Brag a little about yourself . You need to let your best self shine through in your scholarship applications – don’t be bashful about discussing your accomplishments.

The Don’ts

Don’t overlook your high school guidance counselor . Helping students pay for college is not their job, but you can take advantage of the knowledge they’ve accumulated over the years.

Don’t ignore the Internet . Use the many FREE scholarship searches available on the Internet to find more scholarships.

Don’t ignore small awards . When there are scholarships worth tens of thousands of dollars, you might think you shouldn’t bother with the “small potato” awards. The truth is that a $1,000 scholarship is $1,000 less that you will need to come up with for college.

Don’t think that you have to be an academic or athletic superstar to win . There are scholarships based on leadership, art, music, theatre, community service and more.

Don’t be a victim of a scholarship scam . Never pay for an online private scholarship search. You can find private scholarships on your own, and applying for these private scholarships should always be free.

Don’t use the shotgun approach . Remember that all organizations that award scholarships have different selection criteria. This means that the same application won’t work for all of them.
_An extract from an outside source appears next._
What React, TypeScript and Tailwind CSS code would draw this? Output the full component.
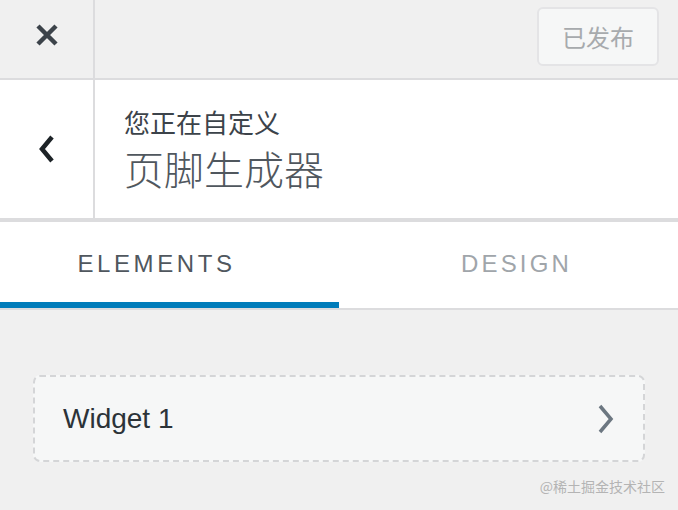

Don’t forget to answer the question in your essay . There’s a reason why the scholarship organizations provide the essay questions. They want to know your answer. An essay can be very well written, but if it doesn’t answer the question asked, then it’s not going to win.

Don’t wait until the last minute . You may think that you do your best work on the day before the deadline at 3 a.m., but if you review your work you’ll probably see that you don’t. Take the pressure off, and allow yourself more time to complete an application.

Don’t turn in an application that is incomplete . Scholarship organizations receive far more applicants than they can support. Don’t give them a reason to take you out of the running for not having a complete application.

Don’t think that it’s impossible for you to win . Every student who has won a scholarship has thought this. And guess what? They won, and you can, too!